Since the low band stations were all network and any attempt at grabbing one of those station numbers would have brought about concerns of frequencies being too close to each other, most smaller broadcasters were stuck with the most expensive, least popular frequencies. They essentially paid more to do less. Yes, I know that having written that, I just gave a Comcast manager somewhere an erection. I’m so sorry.

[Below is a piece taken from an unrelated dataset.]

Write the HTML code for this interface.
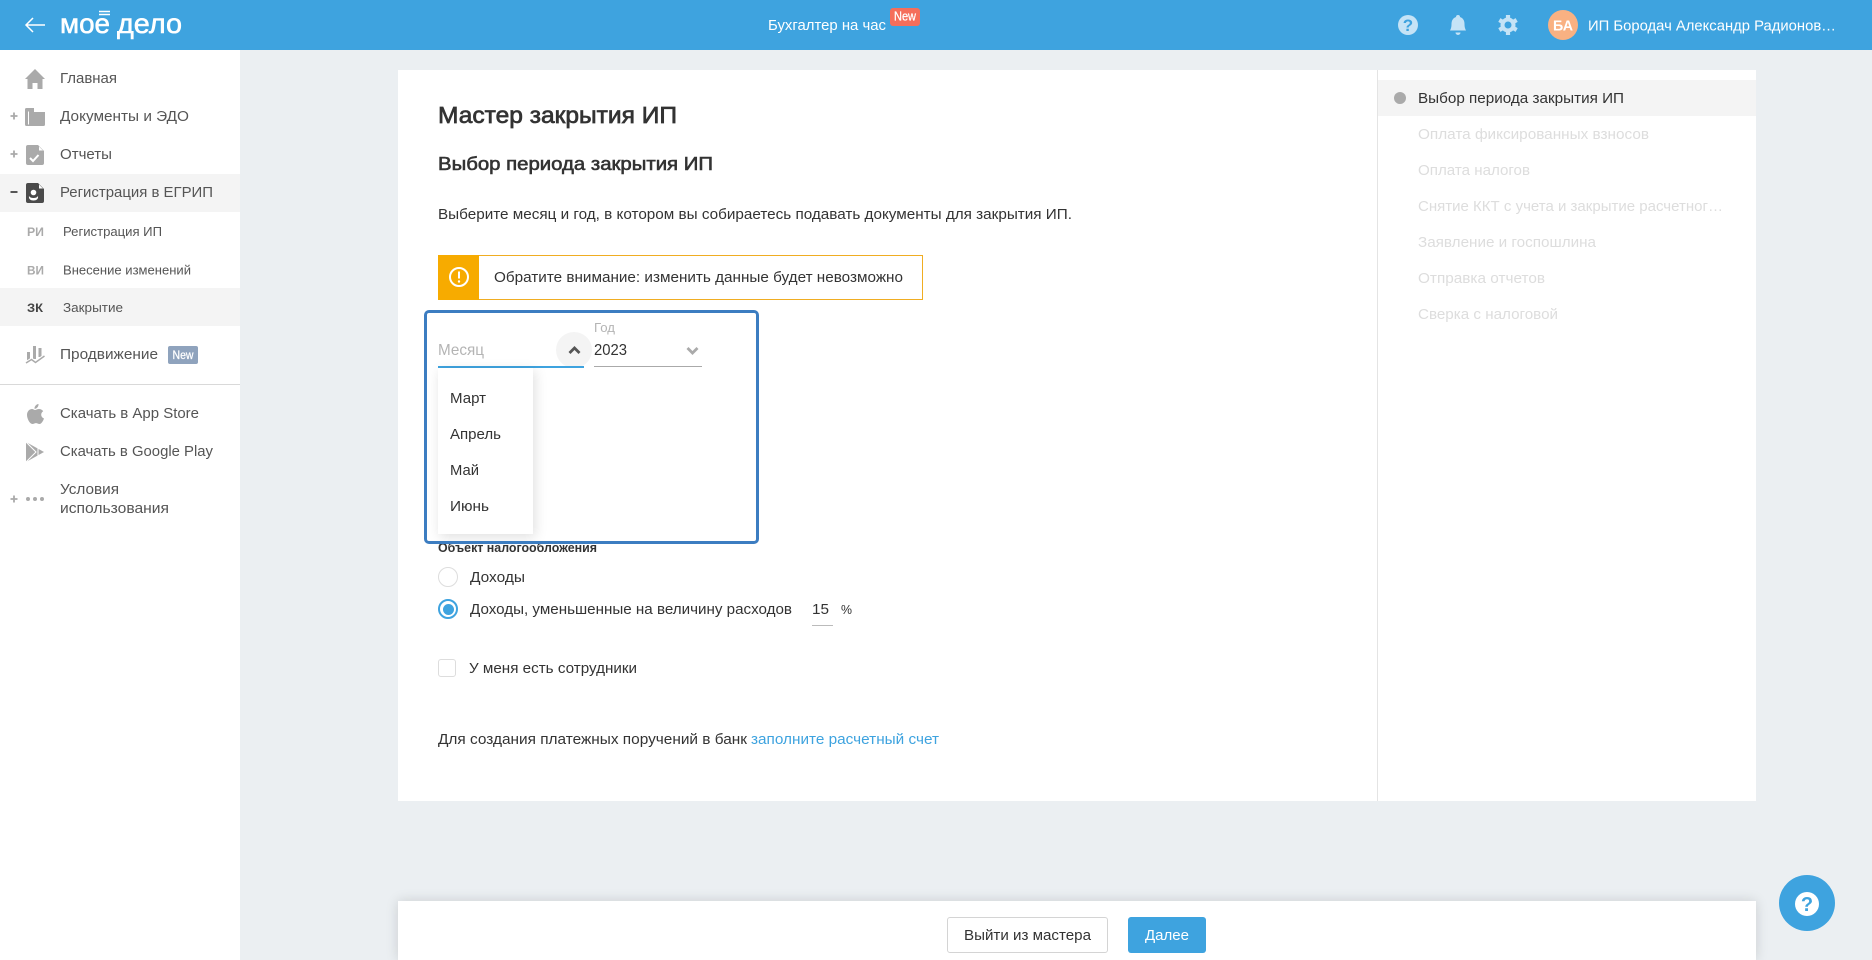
<!DOCTYPE html>
<html lang="ru">
<head>
<meta charset="utf-8">
<title>Мастер закрытия ИП</title>
<style>
html,body{margin:0;padding:0;width:1872px;height:960px;overflow:hidden;background:#ebeff2;font-family:"Liberation Sans",Arial,sans-serif}
.b{position:absolute;box-sizing:border-box}
svg.layer{position:absolute;left:0;top:0;width:1872px;height:960px}
svg text{font-family:"Liberation Sans",Arial,sans-serif;font-size:15px;fill:#333}
.s text{fill:#555}
.m{stroke:#333}
.dis text{fill:#ddd}
</style>
</head>
<body>
<header class="b" style="left:0;top:0;width:1872px;height:50px;background:#3ea3df"></header>
<aside class="b" style="left:0;top:50px;width:240px;height:910px;background:#fff"></aside>
<div class="b" style="left:0;top:174px;width:240px;height:38px;background:#f4f4f4"></div>
<div class="b" style="left:0;top:288px;width:240px;height:38px;background:#f4f4f4"></div>
<div class="b" style="left:0;top:384px;width:240px;height:1px;background:#d9d9d9"></div>
<main class="b" style="left:398px;top:70px;width:1358px;height:731px;background:#fff"></main>
<div class="b" style="left:1377px;top:70px;width:1px;height:731px;background:#e4e4e4"></div>
<div class="b" style="left:1378px;top:80px;width:378px;height:36px;background:#f4f4f4"></div>
<div class="b" style="left:438px;top:255px;width:485px;height:45px;border:1px solid #f0ad22;background:#fff"></div>
<div class="b" style="left:438px;top:255px;width:41px;height:45px;background:#f7ab00"></div>
<div class="b" style="left:556px;top:332px;width:36px;height:36px;border-radius:50%;background:#f4f4f4"></div>
<div class="b" style="left:438px;top:366px;width:146px;height:2px;background:#3ea3df"></div>
<div class="b" style="left:594px;top:366px;width:108px;height:1px;background:#aaa"></div>
<div class="b" style="left:438px;top:368px;width:95px;height:166px;background:#fff;box-shadow:2px 3px 12px rgba(0,0,0,.13)"></div>
<div class="b" style="left:438px;top:567px;width:20px;height:20px;border:1px solid #ddd;border-radius:50%;background:#fff"></div>
<div class="b" style="left:438px;top:599px;width:20px;height:20px;border:2px solid #3ea3df;border-radius:50%;background:#fff"></div>
<div class="b" style="left:442.500px;top:603.500px;width:11px;height:11px;border-radius:50%;background:#3ea3df"></div>
<div class="b" style="left:812px;top:625px;width:21px;height:1px;background:#bbb"></div>
<div class="b" style="left:438px;top:659px;width:18px;height:18px;border:1px solid #ddd;border-radius:3px;background:#fff"></div>
<div class="b" style="left:398px;top:901px;width:1358px;height:59px;background:#fff;box-shadow:0 0 12px rgba(0,0,0,.14)"></div>
<div class="b" style="left:947px;top:917px;width:161px;height:36px;border:1px solid #d4d4d4;border-radius:3px;background:#fff"></div>
<div class="b" style="left:1128px;top:917px;width:78px;height:36px;border-radius:3px;background:#3ea3df"></div>
<div class="b" style="left:1779px;top:875px;width:56px;height:56px;border-radius:50%;background:#3ea3df"></div>
<div class="b" style="left:1795px;top:892px;width:24px;height:24px;border-radius:50%;background:#fff"></div>
<div class="b" style="left:168px;top:346px;width:30px;height:18px;border-radius:2px;background:#8fa3bd"></div>
<div class="b" style="left:890px;top:8px;width:30px;height:18px;border-radius:3px;background:#f56e5b"></div>
<div class="b" style="left:1548px;top:10px;width:30px;height:30px;border-radius:50%;background:#f9b182"></div>

<svg class="layer" viewBox="0 0 1872 960" xmlns="http://www.w3.org/2000/svg">
<!-- header -->
<path d="M45 25H26.500M33 18L26 25L33 32" fill="none" stroke="#fff" stroke-width="1.500"/>
<text x="60" y="33" textLength="50" lengthAdjust="spacingAndGlyphs" style="font-size:28px;fill:#fff;stroke:#fff;stroke-width:.55px">мое</text>
<text x="117" y="33" textLength="65" lengthAdjust="spacingAndGlyphs" style="font-size:28px;fill:#fff;stroke:#fff;stroke-width:.55px">дело</text>
<path d="M99 11.500H110M99 14.500H110" stroke="#fff" stroke-width="1.500"/>
<text x="768" y="30" textLength="118" lengthAdjust="spacingAndGlyphs" style="fill:#fff">Бухгалтер на час</text>
<text x="894" y="20.500" textLength="22" lengthAdjust="spacingAndGlyphs" style="font-size:12.500px;fill:#fff;stroke:#fff;stroke-width:.25px">New</text>
<circle cx="1408" cy="25" r="10" fill="#c5e3f6"/>
<text x="1408" y="31" text-anchor="middle" style="font-size:17px;font-weight:bold;fill:#3ea3df">?</text>
<path d="M1458 15a2 2 0 0 1 2 2c3 1 4.500 3.500 4.500 7c0 3 .5 4.500 1.500 6.500h-16c1-2 1.500-3.500 1.500-6.500c0-3.500 1.500-6 4.500-7a2 2 0 0 1 2-2zM1455.500 32.500h5a2.500 2.500 0 0 1-5 0z" fill="#c5e3f6"/>
<circle cx="1508" cy="25" r="5.500" fill="none" stroke="#c5e3f6" stroke-width="4"/>
<path d="M1508 18V15M1508 32V35M1514.060 21.500L1516.660 20M1501.940 28.500L1499.340 30M1514.060 28.500L1516.660 30M1501.940 21.500L1499.340 20" stroke="#c5e3f6" stroke-width="4.200"/>
<text x="1553" y="30.500" textLength="20" lengthAdjust="spacingAndGlyphs" style="font-weight:bold;fill:#fff">БА</text>
<text x="1588" y="30.500" textLength="248" lengthAdjust="spacingAndGlyphs" style="fill:#fff">ИП Бородач Александр Радионов…</text>

<!-- sidebar -->
<g class="s">
<path d="M35 69L45 79H42.500V89H37.500V83H32.500V89H27.500V79H25Z" fill="#aaa"/>
<text x="60" y="83" textLength="57" lengthAdjust="spacingAndGlyphs">Главная</text>
<path d="M14 112.500v7M10.500 116h7" stroke="#aaa" stroke-width="1.800"/>
<path d="M26.500 108H34V112H45V124.500a1.500 1.500 0 0 1-1.500 1.500H26.500a1.500 1.500 0 0 1-1.500-1.500V109.500a1.500 1.500 0 0 1 1.500-1.500z" fill="#aaa"/>
<path d="M28.500 111.500V124.500" stroke="#fff" stroke-width="1"/>
<text x="60" y="121" textLength="129" lengthAdjust="spacingAndGlyphs">Документы и ЭДО</text>
<path d="M14 150.500v7M10.500 154h7" stroke="#aaa" stroke-width="1.800"/>
<path d="M28 145h10l6 6v12a2 2 0 0 1-2 2H28a2 2 0 0 1-2-2v-16a2 2 0 0 1 2-2z" fill="#aaa"/>
<path d="M39 146.500v4h4z" fill="#fff"/>
<path d="M30 158l3 3 5.500-6" fill="none" stroke="#fff" stroke-width="2"/>
<text x="60" y="159" textLength="52" lengthAdjust="spacingAndGlyphs">Отчеты</text>
<path d="M10.500 192h7" stroke="#444" stroke-width="1.800"/>
<path d="M28 183h10l6 6v12a2 2 0 0 1-2 2H28a2 2 0 0 1-2-2v-16a2 2 0 0 1 2-2z" fill="#4a4a4a"/>
<path d="M39 184.500v4h4z" fill="#fff"/>
<circle cx="33.500" cy="192.500" r="2.800" fill="#fff"/>
<path d="M29 196c1 1.500 2.500 2 4.500 2s3.500-.5 4.500-2c.5 3-1.500 4.500-4.500 4.500s-5-1.500-4.500-4.500z" fill="#fff"/>
<text x="60" y="197" textLength="153" lengthAdjust="spacingAndGlyphs">Регистрация в ЕГРИП</text>
<text x="27" y="236" textLength="17" lengthAdjust="spacingAndGlyphs" style="font-size:12px;font-weight:bold;fill:#aaa">РИ</text>
<text x="63" y="236" textLength="99" lengthAdjust="spacingAndGlyphs" style="font-size:13px">Регистрация ИП</text>
<text x="27" y="274.500" textLength="17" lengthAdjust="spacingAndGlyphs" style="font-size:12px;font-weight:bold;fill:#aaa">ВИ</text>
<text x="63" y="274.500" textLength="128" lengthAdjust="spacingAndGlyphs" style="font-size:13px">Внесение изменений</text>
<text x="27" y="312" textLength="16" lengthAdjust="spacingAndGlyphs" style="font-size:12px;font-weight:bold;fill:#444">ЗК</text>
<text x="63" y="312" textLength="60" lengthAdjust="spacingAndGlyphs" style="font-size:13px">Закрытие</text>
<path d="M28.500 352v9M34.500 346v13M40 348v9" stroke="#aaa" stroke-width="3"/>
<path d="M26 363l5.500-3.500 4 3 9-6.500" fill="none" stroke="#fff" stroke-width="3.600"/>
<path d="M26 363l5.500-3.500 4 3 9-6.500" fill="none" stroke="#aaa" stroke-width="1.500"/>
<text x="60" y="359" textLength="98" lengthAdjust="spacingAndGlyphs">Продвижение</text>
<text x="172.500" y="359" textLength="21" lengthAdjust="spacingAndGlyphs" style="font-size:11.500px;fill:#fff;stroke:#fff;stroke-width:.25px">New</text>
<path d="M38.500 404c.3 2.500-1.800 5-4 4.800c-.3-2.300 1.800-4.600 4-4.800zM35 410c1 0 2.200-1 4-1c1.800 0 3.300.8 4.200 2.200c-3 1.800-2.500 6 .8 7.300c-.8 2.300-2.600 5.500-4.500 5.500c-1.300 0-2-.9-3.500-.9c-1.500 0-2.300.9-3.500.9c-2.800 0-5.500-5.500-5.500-9c0-3.500 2.200-6 5-6c1.200 0 2.500 1 3 1z" fill="#aaa"/>
<text x="60" y="418" textLength="139" lengthAdjust="spacingAndGlyphs">Скачать в App Store</text>
<path d="M26 442L44 452L26 462Z" fill="#aaa"/>
<path d="M26 442L36 452L26 462M38 447.500V456.500" fill="none" stroke="#fff" stroke-width="1"/>
<text x="60" y="456" textLength="153" lengthAdjust="spacingAndGlyphs">Скачать в Google Play</text>
<path d="M14 495.500v7M10.500 499h7" stroke="#aaa" stroke-width="1.800"/>
<circle cx="28" cy="499" r="2" fill="#aaa"/><circle cx="35" cy="499" r="2" fill="#aaa"/><circle cx="42" cy="499" r="2" fill="#aaa"/>
<text x="60" y="494" textLength="59" lengthAdjust="spacingAndGlyphs">Условия</text>
<text x="60" y="513" textLength="109" lengthAdjust="spacingAndGlyphs">использования</text>
</g>

<!-- main -->
<text class="m" x="438" y="123" textLength="239" lengthAdjust="spacingAndGlyphs" style="font-size:23px;stroke-width:.7px">Мастер закрытия ИП</text>
<text class="m" x="438" y="170" textLength="275" lengthAdjust="spacingAndGlyphs" style="font-size:18px;stroke-width:.6px">Выбор периода закрытия ИП</text>
<text x="438" y="219" textLength="634" lengthAdjust="spacingAndGlyphs">Выберите месяц и год, в котором вы собираетесь подавать документы для закрытия ИП.</text>
<circle cx="459" cy="277" r="9" fill="none" stroke="#fff" stroke-width="2"/>
<path d="M459 271.500v7" stroke="#fff" stroke-width="2"/><circle cx="459" cy="281.500" r="1.200" fill="#fff"/>
<text x="494" y="282" textLength="409" lengthAdjust="spacingAndGlyphs">Обратите внимание: изменить данные будет невозможно</text>
<text x="438" y="355" textLength="46" lengthAdjust="spacingAndGlyphs" style="fill:#b4b4b4;font-size:16px">Месяц</text>
<path d="M569.500 353L574.500 348L579.500 353" fill="none" stroke="#555" stroke-width="2.800"/>
<text x="594" y="332" textLength="21" lengthAdjust="spacingAndGlyphs" style="font-size:13px;fill:#b4b4b4">Год</text>
<text x="594" y="355" textLength="33" lengthAdjust="spacingAndGlyphs" style="font-size:16px">2023</text>
<path d="M687.500 348L692.500 353L697.500 348" fill="none" stroke="#aaa" stroke-width="2.800"/>
<text x="450" y="403" textLength="36" lengthAdjust="spacingAndGlyphs">Март</text>
<text x="450" y="439" textLength="51" lengthAdjust="spacingAndGlyphs">Апрель</text>
<text x="450" y="475" textLength="29" lengthAdjust="spacingAndGlyphs">Май</text>
<text x="450" y="511" textLength="39" lengthAdjust="spacingAndGlyphs">Июнь</text>
<text x="438" y="552" textLength="159" lengthAdjust="spacingAndGlyphs" style="font-size:12.500px;font-weight:bold">Объект налогообложения</text>
<text x="470" y="582" textLength="55" lengthAdjust="spacingAndGlyphs">Доходы</text>
<text x="470" y="614" textLength="322" lengthAdjust="spacingAndGlyphs">Доходы, уменьшенные на величину расходов</text>
<text x="812" y="614" textLength="17" lengthAdjust="spacingAndGlyphs">15</text>
<text x="841" y="614" textLength="11" lengthAdjust="spacingAndGlyphs" style="font-size:13px">%</text>
<text x="469" y="673" textLength="168" lengthAdjust="spacingAndGlyphs">У меня есть сотрудники</text>
<text x="438" y="744" textLength="309" lengthAdjust="spacingAndGlyphs">Для создания платежных поручений в банк</text>
<text x="751" y="744" textLength="188" lengthAdjust="spacingAndGlyphs" style="fill:#3ea3df">заполните расчетный счет</text>

<!-- right nav -->
<circle cx="1400" cy="98" r="6" fill="#aaa"/>
<text x="1418" y="103" textLength="206" lengthAdjust="spacingAndGlyphs">Выбор периода закрытия ИП</text>
<g class="dis">
<text x="1418" y="139" textLength="231" lengthAdjust="spacingAndGlyphs">Оплата фиксированных взносов</text>
<text x="1418" y="175" textLength="112" lengthAdjust="spacingAndGlyphs">Оплата налогов</text>
<text x="1418" y="211" textLength="305" lengthAdjust="spacingAndGlyphs">Снятие ККТ с учета и закрытие расчетног…</text>
<text x="1418" y="247" textLength="178" lengthAdjust="spacingAndGlyphs">Заявление и госпошлина</text>
<text x="1418" y="283" textLength="127" lengthAdjust="spacingAndGlyphs">Отправка отчетов</text>
<text x="1418" y="319" textLength="140" lengthAdjust="spacingAndGlyphs">Сверка с налоговой</text>
</g>

<!-- footer -->
<text x="964" y="940" textLength="127" lengthAdjust="spacingAndGlyphs">Выйти из мастера</text>
<text x="1145" y="940" textLength="44" lengthAdjust="spacingAndGlyphs" style="fill:#fff">Далее</text>
<text x="1807" y="911" text-anchor="middle" style="font-size:20px;font-weight:bold;fill:#3ea3df">?</text>
</svg>
<div class="b" style="left:424px;top:310px;width:335px;height:234px;border:3px solid #3c7dc1;border-radius:5px;z-index:2"></div>
</body>
</html>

“The biggest killers for us, and this was much more of a factor in the 80’s and 90’s, was the lack of news. We couldn’t afford weather instruments, so there was no weather. We had few cameras, so we couldn’t film outside. We couldn’t pay the fees or get permission of any major sports leagues (even minor league baseball was too expensive for us), so there were no sports … On 9/11, every station was showing round the clock footage of the disaster – except for UHF stations. There was no way we could recycle footage without paying for rights.”
”We let our late-night host on because we didn’t know what else to do, and the entire time he stumbled through it. He would start talking about it, couldn’t find the words and we would cut to one of the Three Stooges episodes we had. That was our 9/11 coverage.”